We’ve all relied on shower beer at one point or another to get us through the day, but now your bathroom drinking game is about to be upped in a serious way with the official Shower Beer that was brewed specifically for the occasion. Of course, you can always bring a bottle of Bud Light into the shower with you without any hassle, but Shower Beer contains the same amount of alcohol in half the size at around 10% ABV. This is important for any shower beer drinker because unless you like taking a freezing cold shower, you run the risk of losing the icy chill of your beer if you leave it in the shower too long. This way, you can gulp down your shower beer quickly and efficiently and get you ready for your Uber pickup as soon as possible.
On top of the size, Shower Beer was specifically made for shower consumption because of its soapy flavor. Yep, you heard that correctly – not only does Shower Beer have a soapy flavor, but it’s marketed that way as a good thing. According to the founder of PangPang, the company responsible for Shower Beer, this flavor comes out as a result of their special brewing process, which involves a longer fermenting period. While to me, this is reminiscent of getting my mouth washed out with soap as an intolerable young child, apparently the combination of this unique flavor with extra hops and citrus flavor actually works. I remain a little skeptical, but if you’re a shower drinker, this might just be worth a try, and besides, you can get a couple of suds in the bottle without ruining the flavor – what’s not to like? .
[via Food & Wine]
Image via Snask
This isn’t news, its called all beer ever made
Today’s word of the day is superfluous.
Superfluous (adj.): unnecessary, especially through being more than enough.
“Over the years I got to be quite a connoisseur of soap. My personal preference was for Lux, but I found Palmolive had a nice, piquant after-dinner flavor – heady, but with just a touch of mellow smoothness. Life Buoy, on the other hand…”
This is pretty cool but not as cool as the new XXX movie
Lost me at “soapy flavor”
Lost me at “cold shower.”
Hipster bullshit. If you believe, and have faith, every beer is a shower beer.
via GIPHY
Exactly. Didn’t need to read the article to know this is a bullshit marketing scheme targeted at hipsters.
When I first saw that this could be a thing, not going to lie, I got excited.
Then when I realized they are basically asking me to drink less of a shitty beer quickly they lost me completely.

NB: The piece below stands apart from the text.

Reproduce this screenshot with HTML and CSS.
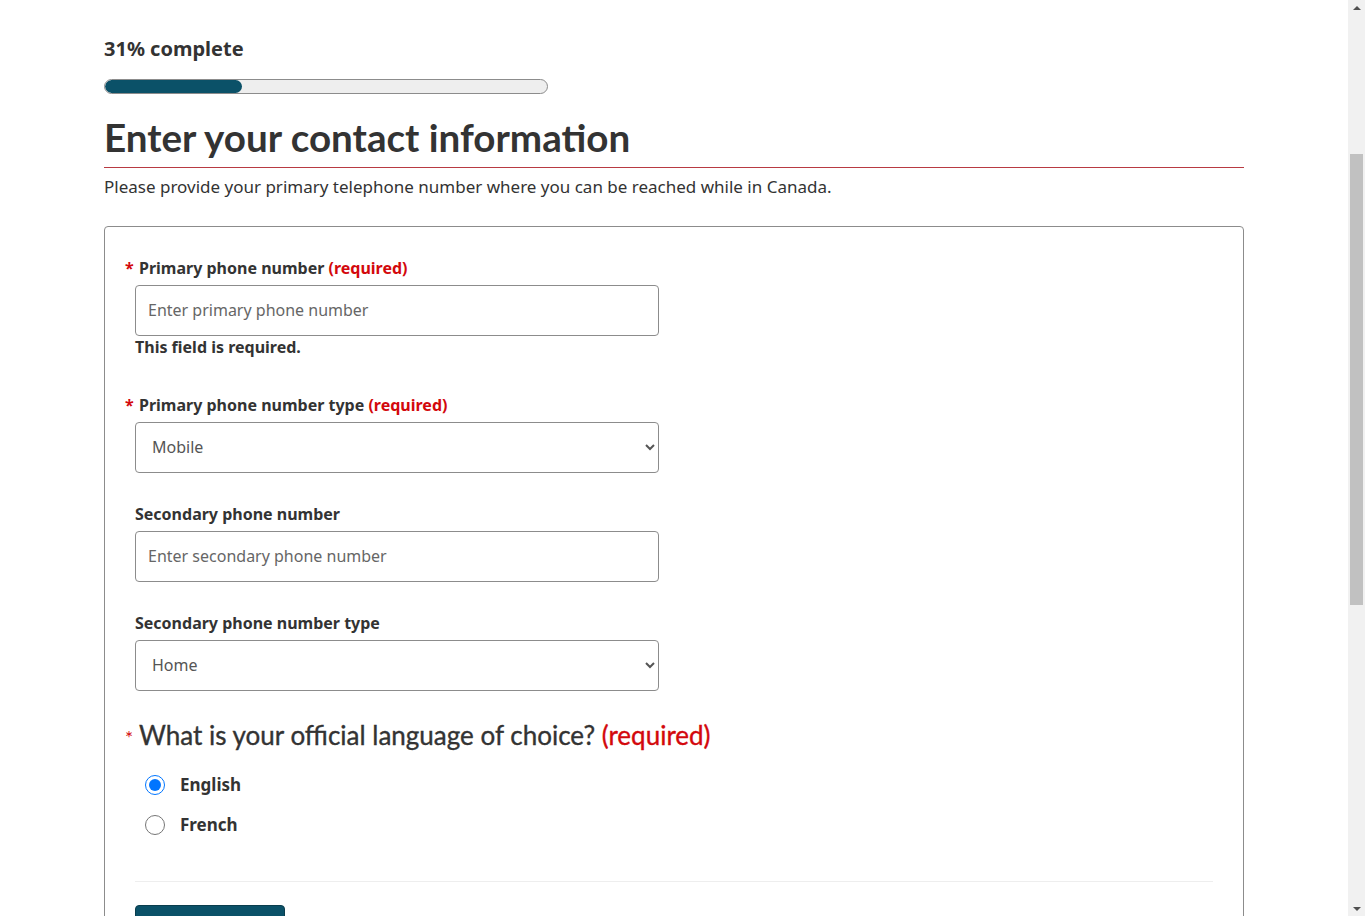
FILE: index.html
```html
<!DOCTYPE html>
<html lang="en">
<head>
<meta charset="utf-8">
<title>Enter your contact information</title>
<link rel="stylesheet" href="styles.css">
</head>
<body>
<main class="container">
  <div class="progress-block">
    <p class="progress-label">31% complete</p>
    <div class="progress-track"><div class="progress-fill" style="width:31%"></div></div>
  </div>
  <h1 class="page-title">Enter your contact information</h1>
  <div class="title-rule"></div>
  <p class="intro">Please provide your primary telephone number where you can be reached while in Canada.</p>

  <form class="form-box">
    <div class="group group-error">
      <label class="label required" for="p1">Primary phone number <span class="req">(required)</span></label>
      <input class="control" id="p1" type="text" placeholder="Enter primary phone number">
      <p class="error-msg">This field is required.</p>
    </div>
    <div class="group">
      <label class="label required" for="p1t">Primary phone number type <span class="req">(required)</span></label>
      <select class="control select" id="p1t">
        <option>Mobile</option>
        <option>Home</option>
        <option>Work</option>
      </select>
    </div>
    <div class="group">
      <label class="label" for="p2">Secondary phone number</label>
      <input class="control" id="p2" type="text" placeholder="Enter secondary phone number">
    </div>
    <div class="group">
      <label class="label" for="p2t">Secondary phone number type</label>
      <select class="control select" id="p2t">
        <option>Home</option>
        <option>Mobile</option>
        <option>Work</option>
      </select>
    </div>
    <fieldset class="lang">
      <legend class="lang-legend"><span class="star">*</span>What is your official language of choice? <span class="req">(required)</span></legend>
      <div class="radios">
        <label class="radio"><input type="radio" name="lang" checked><span>English</span></label>
        <label class="radio"><input type="radio" name="lang"><span>French</span></label>
      </div>
    </fieldset>
    <hr class="divider">
    <div class="actions">
      <button type="button" class="btn-primary">Continue</button>
    </div>
  </form>
</main>
<div class="scrollbar" aria-hidden="true">
  <span class="sb-arrow sb-up"></span>
  <div class="sb-track"><div class="sb-thumb"></div></div>
  <span class="sb-arrow sb-down"></span>
</div>
</body>
</html>
```

FILE: styles.css
```css
* { box-sizing: border-box; }

html, body {
  margin: 0;
  padding: 0;
  background: #fff;
}

body {
  font-family: "Noto Sans", "DejaVu Sans", sans-serif;
  font-size: 16px;
  line-height: 24px;
  color: #333;
  padding-right: 17px;
}

.container {
  max-width: 1140px;
  margin: 0 auto;
  padding-top: 34px;
  padding-bottom: 60px;
}

.progress-label {
  margin: 0;
  font-size: 20px;
  line-height: 30px;
  font-weight: 700;
  color: #333;
}

.progress-track {
  margin-top: 15px;
  width: 444px;
  height: 15px;
  border: 1px solid #8c8c8c;
  border-radius: 8px;
  background: #eee;
  overflow: hidden;
}

.progress-fill {
  height: 100%;
  background: #0b5168;
  border-radius: 8px;
}

.page-title {
  margin: 20px 0 0;
  font-family: Lato, "Noto Sans", sans-serif;
  font-weight: 700;
  font-size: 38.6px;
  line-height: 46px;
  color: #333;
  padding-bottom: 7px;
}

.title-rule {
  height: 1px;
  background-color: #b83a42;
}

.intro {
  margin: 7px 0 0;
  font-size: 17px;
  line-height: 24px;
}

.form-box {
  margin-top: 27px;
  border: 1px solid #8c8c8c;
  border-radius: 4px;
  padding: 29px 30px 40px;
}

.group {
  margin-bottom: 29px;
}

.group-error {
  margin-bottom: 34px;
}

.label {
  display: block;
  font-weight: 700;
  font-size: 16px;
  line-height: 24px;
  color: #333;
  margin-bottom: 5px;
}

.required::before {
  content: "*";
  color: #d3080c;
  display: inline-block;
  width: 14px;
  margin-left: -14px;
  padding-left: 4px;
}

.req {
  color: #d3080c;
}

.control {
  display: block;
  width: 524px;
  height: 51px;
  border: 1px solid #8c8c8c;
  border-radius: 4px;
  padding: 0 12px 1px;
  font-family: "Noto Sans", "DejaVu Sans", sans-serif;
  font-size: 16px;
  color: #333;
  background: #fff;
}

.control::placeholder {
  color: #666;
  opacity: 1;
}

.select {
  padding: 0 8px 1px 12px;
  color: #555;
}

.error-msg {
  margin: -1px 0 0;
  font-weight: 700;
  font-size: 16px;
  line-height: 24px;
  color: #333;
}

.lang {
  border: 0;
  margin: 0;
  padding: 0;
  min-width: 0;
}

.lang-legend {
  padding: 0 0 0 4px;
  font-family: Lato, "Noto Sans", sans-serif;
  font-size: 26px;
  line-height: 31px;
  font-weight: 400;
  color: #333;
  margin-top: -2px;
  -webkit-text-stroke: 0.35px #333;
}

.lang-legend .req {
  -webkit-text-stroke: 0.35px #d3080c;
}

.star {
  color: #d3080c;
  font-size: 19px;
  display: inline-block;
  width: 14px;
  margin-left: -14px;
  -webkit-text-stroke: 0;
}

.radios {
  padding: 20px 0 0 10px;
  display: flex;
  flex-direction: column;
  gap: 16px;
}

.radio {
  display: flex;
  align-items: center;
  gap: 15px;
  font-weight: 700;
  font-size: 17px;
  line-height: 24px;
  color: #333;
}

.radio input {
  width: 20px;
  height: 20px;
  margin: 0;
}

.divider {
  margin: 44px 0 0;
  border: 0;
  border-top: 1px solid #eee;
}

.actions {
  padding-top: 23px;
}

.btn-primary {
  width: 150px;
  border: 1px solid #0a3d4d;
  border-radius: 4px;
  background: #0b5168;
  color: #fff;
  font-family: "Noto Sans", "DejaVu Sans", sans-serif;
  font-size: 16px;
  line-height: 24px;
  padding: 18px 16px;
}

/* imitation of the browser's vertical scrollbar */
.scrollbar {
  position: fixed;
  top: 0;
  right: 0;
  width: 17px;
  height: 100vh;
  background: #f1f1f1;
  display: flex;
  flex-direction: column;
}

.sb-arrow {
  height: 15px;
  flex: none;
  display: flex;
  align-items: center;
  justify-content: center;
}

.sb-up::before {
  content: "";
  border-left: 4px solid transparent;
  border-right: 4px solid transparent;
  border-bottom: 4px solid #505050;
}

.sb-down::before {
  content: "";
  border-left: 4px solid transparent;
  border-right: 4px solid transparent;
  border-top: 4px solid #505050;
}

.sb-track {
  flex: 1;
  padding: 139px 2px 0;
}

.sb-thumb {
  height: 451px;
  background: #c1c1c1;
}
```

Shower beers aren’t about convenience. If I was trying to get my pregame on as quickly as possible I’ll just take shots. Shower beers are about enjoying the fantastic juxtaposition that is a crip refreshing beer with the warmth of a shower. And after typing that.. brb taking a shower.

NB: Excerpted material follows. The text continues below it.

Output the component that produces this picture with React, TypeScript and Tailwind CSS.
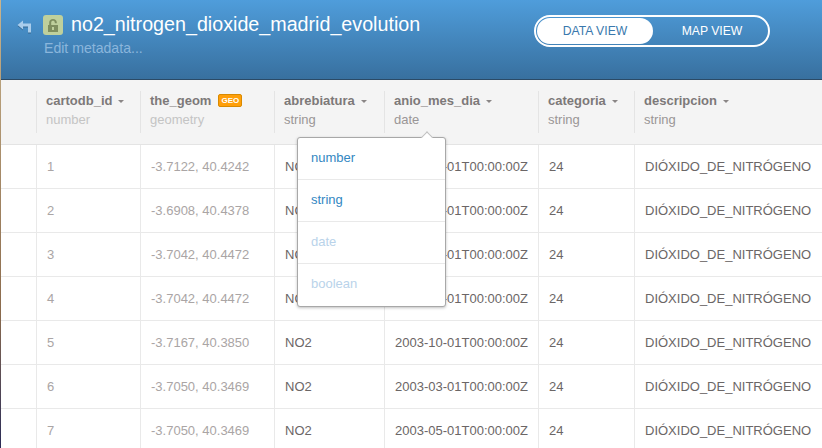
const COLUMNS = [
  { name: 'cartodb_id', type: 'number', muted: true },
  { name: 'the_geom', type: 'geometry', muted: true, geo: true },
  { name: 'abrebiatura', type: 'string' },
  { name: 'anio_mes_dia', type: 'date' },
  { name: 'categoria', type: 'string' },
  { name: 'descripcion', type: 'string' },
];

const ROWS = [
  ['1', '-3.7122, 40.4242', 'NO2', '2003-01-01T00:00:00Z', '24', 'DIÓXIDO_DE_NITRÓGENO'],
  ['2', '-3.6908, 40.4378', 'NO2', '2003-02-01T00:00:00Z', '24', 'DIÓXIDO_DE_NITRÓGENO'],
  ['3', '-3.7042, 40.4472', 'NO2', '2003-04-01T00:00:00Z', '24', 'DIÓXIDO_DE_NITRÓGENO'],
  ['4', '-3.7042, 40.4472', 'NO2', '2003-06-01T00:00:00Z', '24', 'DIÓXIDO_DE_NITRÓGENO'],
  ['5', '-3.7167, 40.3850', 'NO2', '2003-10-01T00:00:00Z', '24', 'DIÓXIDO_DE_NITRÓGENO'],
  ['6', '-3.7050, 40.3469', 'NO2', '2003-03-01T00:00:00Z', '24', 'DIÓXIDO_DE_NITRÓGENO'],
  ['7', '-3.7050, 40.3469', 'NO2', '2003-05-01T00:00:00Z', '24', 'DIÓXIDO_DE_NITRÓGENO'],
];

const TYPE_OPTIONS = [
  { label: 'number', enabled: true },
  { label: 'string', enabled: true },
  { label: 'date', enabled: false },
  { label: 'boolean', enabled: false },
];

function BackIcon() {
  return (
    <svg width="15" height="13" viewBox="0 0 15 13" className="mt-[2px] drop-shadow-[0_1px_0_rgba(0,0,0,0.25)]">
      <path d="M0.5 5 L6 0.5 V3.5 H14 V12.5 H11 V6.5 H6 V9.5 Z" fill="#a9cdec" />
    </svg>
  );
}

function LockBadge() {
  return (
    <div className="flex h-5 w-5 items-center justify-center rounded-[3px] bg-[#bfd09c]">
      <svg width="10" height="13" viewBox="0 0 10 13">
        <path
          fillRule="evenodd"
          d="M0 6 H1.2 V3.4 C1.2 1.3 2.8 0 5 0 C7.2 0 8.8 1.3 8.8 3.4 V4.2 H6.8 V3.4 C6.8 2.4 6 1.8 5 1.8 C4 1.8 3.2 2.4 3.2 3.4 V6 H10 V13 H0 Z M4 8 V11 H6 V8 Z"
          fill="#7f8f5f"
        />
      </svg>
    </div>
  );
}

function Caret() {
  return <span className="ml-[6px] mt-[1px] inline-block border-x-[3px] border-t-[3px] border-x-transparent border-t-[#8a8686]" />;
}

export default function App() {
  return (
    <div className="relative flex h-[448px] w-[822px] overflow-hidden bg-white font-['Liberation_Sans',Arial,sans-serif]">
      {/* sliver of desktop behind the window */}
      <div className="w-px shrink-0 bg-gradient-to-b from-[#c9b48c] via-[#8a6a4c] via-70% to-[#2b2a55]" />

      <div className="min-w-0 flex-1">
        <header className="flex h-[80px] items-start justify-between border-b border-[#2b4a66] bg-gradient-to-b from-[#4f9ddb] to-[#38709f] pl-[16px] pr-[52px]">
          <div className="pt-[15px]">
            <div className="flex h-5 items-center">
              <BackIcon />
              <div className="ml-[11px]">
                <LockBadge />
              </div>
              <h1 className="ml-[8px] -translate-y-px text-[19.7px] leading-5 text-white">no2_nitrogen_dioxide_madrid_evolution</h1>
            </div>
            <p className="ml-[27px] mt-[3px] text-[14.1px] leading-5 text-[#8bb6dc]">Edit metadata...</p>
          </div>

          <div className="mt-[15px] flex h-[32px] w-[236px] items-center rounded-full border-2 border-white p-px text-[12.2px]">
            <div className="flex h-[26px] w-[116px] items-center justify-center rounded-full bg-white text-[#3a78ad]">DATA VIEW</div>
            <div className="flex-1 pl-[4px] text-center text-white">MAP VIEW</div>
          </div>
        </header>

        <div className="grid grid-cols-[35px_104px_134px_110px_154px_96px_1fr] text-[13px]">
          {/* head */}
          <div className="col-span-7 grid h-[65px] grid-cols-subgrid items-center border-b border-[#e4e4e4] bg-[#f4f4f4] pb-px">
            <div />
            {COLUMNS.map((col) => (
              <div key={col.name} className="h-[42px] border-l border-[#e4e4e4] pl-[9px]">
                <div className="flex h-[20px] items-center font-bold text-[#7d7979]">
                  {col.name}
                  {col.geo ? (
                    <span className="ml-[7px] flex h-[13px] w-[24px] items-center justify-center rounded-[2px] border border-[#d98a00] bg-[#ff9f0a] text-[8px] font-bold text-white">
                      GEO
                    </span>
                  ) : (
                    <Caret />
                  )}
                </div>
                <div className={`-mt-px leading-5 ${col.muted ? 'text-[#c4c4c4]' : 'text-[#9a9696]'}`}>{col.type}</div>
              </div>
            ))}
          </div>

          {/* rows */}
          {ROWS.map((row) => (
            <div key={row[0]} className="col-span-7 grid h-[44px] grid-cols-subgrid border-b border-[#e9e9e9]">
              <div />
              {row.map((cell, i) => (
                <div
                  key={i}
                  className={`flex items-center border-l border-[#e9e9e9] pl-[10px] ${i < 2 ? 'text-[#aaa5a5]' : 'text-[#6b6666]'}`}
                >
                  {cell}
                </div>
              ))}
            </div>
          ))}
        </div>
      </div>

      {/* column type menu */}
      <div className="absolute left-[297px] top-[137px] w-[149px] rounded-[3px] border border-[#a8a8a8] bg-white text-[13px] shadow-[0_1px_3px_rgba(0,0,0,0.25)]">
        <span className="absolute right-[14px] top-[-5px] h-[8px] w-[8px] rotate-45 border-l border-t border-[#c0c0c0] bg-white" />
        {TYPE_OPTIONS.map((opt) => (
          <div
            key={opt.label}
            className={`relative flex h-[42px] items-center border-b border-[#e9e9e9] pb-[2px] pl-[13px] last:border-b-0 ${opt.enabled ? 'text-[#3387c2]' : 'text-[#b9d3ea]'}`}
          >
            {opt.label}
          </div>
        ))}
      </div>
    </div>
  );
}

Will it work in 25-50 feet of salt water?
Just asking for a friend.
Are you the artist formerly known as SharkweekTFM?
I am not he’s mainly based out of the Southern Pacific. Gotta hand it to him though he’s found a way to only work 1 week a year.
Because bringing a glass bottle into a shower is an excellent idea
Whiskey is my shower beer….and possibly why i almost keep breaking my neck exiting the shower. Also i do believe Hawkey and Trapper John mastered the art of shower drinking in the 70’s.